Focus on sustainable finance – Environmental, Social and Governance (ESG) aspects will amend obligations for investment firms and insurance distributors

April 25, 2019

New Act on Insurance Distribution will bring changes to several sectors

European Commission has published a draft to amend the delegated acts under the Markets in Financial Instruments Directive (MiFID II) and the Insurance Distribution Directive (IDD).  The aim of these amendments is to integrate Environmental, Social and Governance (ESG) considerations and preferences into the investment advice and portfolio management.  The amendments will apply 12 months after they come into force.


The ESG investments aim to promote environmental, social and good governance objectives. For instance, gas emissions, resource depletion and working conditions have been introduced as factors that may be considered while assessing the ESG compliance of the investment.

Central impacts

According to the Commission’s Action Plan on Financing Sustainable Growth, one of the key objectives is to reorient capital flows towards sustainable investment.  With the Commission’s aim to stimulate the investor’s demand for ESG products, this underlines the relevance of paying attention to the ESG considerations and preferences.  In other words, the value of consideration of Environmental, Social and Governance issues is notably increasing.


Integrating ESG issues into the investment and advisory processes is relevant to all financial entities that receive a mandate from their clients or beneficiaries, such as asset managers, insurance companies, pension funds and investment advisors.  Sustainability duties of institutional investors and asset managers and prudential requirements for banks and insurance companies have also been reviewed during the implementation of Action Plan on Financing Sustainable Growth.


Where investment firms provide investment advice or portfolio management, the investment firms shall obtain from clients or potential clients information in order to assess the suitability of the products or services offered. The information about the investment objectives of the client or potential client in connection to the suitability assessment shall include, where relevant, information about the purpose of the investment and his or her ESG preferences, if any.

Benchmarks, taxonomy and enhanced transparency

Further regulation in order to enhance sustainability in the finance is under planning.
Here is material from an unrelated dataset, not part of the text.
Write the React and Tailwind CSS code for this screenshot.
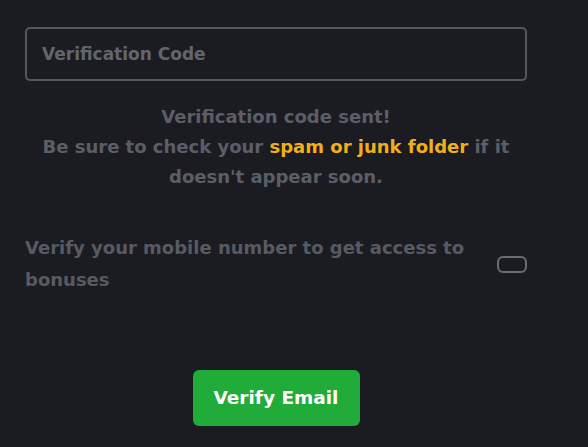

A political agreement reached by the European Parliament and EU Member States on proposals on sustainable finance. These proposals regulate benchmarks for low-carbon investment strategies, establish a unified EU classification system (‘taxonomy’) of sustainable economic activities and to enhance disclosure requirements related to sustainability risks and opportunities. The European Parliament and Council still have to formally approve the new rules.